Praticamente todas as mulheres de Nem já foram espancadas por ele e/ou ameaçadas de morte. Até as ex-namoradas eram proibidas de ter qualquer tipo de relacionamento com outros homens. Nem tem perfil violento e possessivo.
De acordo com a Justiça do Rio de Janeiro, Nem e outros três traficantes serão levados a júri popular pela morte das duas mulheres. Os advogados do traficante entraram com recursos no STJ (Superior Tribunal de Justiça) para tentar adiar ou cancelar o julgamento.
Durante seis anos do domínio de Nem na Rocinha, foi instituída a prática da execução e queima dos corpos. Pela lógica das facções, adotada pelos traficantes, “sem corpo não há crime”. O local escolhido para a destruição dos cadáveres é conhecida como portão vermelho, na parte alta da favela, próximo de uma das casa do Nem.
No mesmo local, em 2013, o ajudante de pedreiro Amarildo Dias de Souza, foi torturado e assassinado. Só que neste caso, conforme as investigações, os autores do crime foram policiais militares e não traficantes.
Boa Esporte Clube e Flamengo
A diretoria do Boa Esporte Clube foi procurada pelo R7 para comentar a denúncia que o atual goleiro da equipe tinha ligações estreitas com o criminoso mais procurado do Rio de Janeiro.
Também foi solicitada uma entrevista com o atleta para falar sobre o seu relacionamento com o Nem e o que acontecia nas festas e eventos que ele frequentava na Rocinha.
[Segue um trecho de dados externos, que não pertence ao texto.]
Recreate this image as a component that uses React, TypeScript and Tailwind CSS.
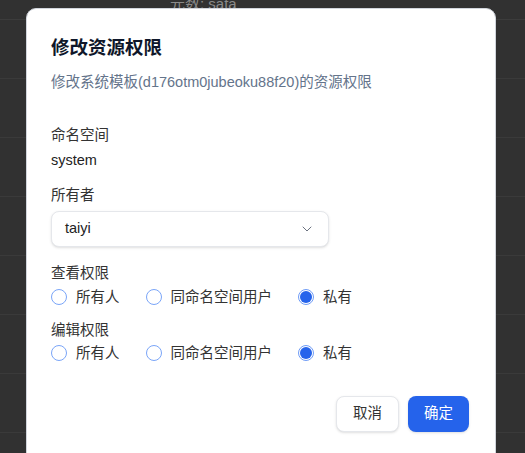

A assessoria de imprensa do Boa Esporte Clube solicitou as perguntas por e-mail, porém, até a manhã deste sábado, não respondeu.
De acordo com o Flamengo, o clube “nunca teve conhecimento de envolvimento do ex-atleta com traficantes” e não havia nenhuma suspeita de envolvimento de Bruno com criminosos da Rocinha.
Além disso, o Flamengo afirmou que a demissão de Bruno, que foi por justa causa, não teve ligação com o envolvimento dele com pessoas suspeitas, “apenas com o crime do qual ele foi acusado de ter cometido”.
Sobre testes de dopping durante o período em que Bruno jogou no Flamengo, o clube disse que ele passou por exames “sempre que sorteado nos jogos”.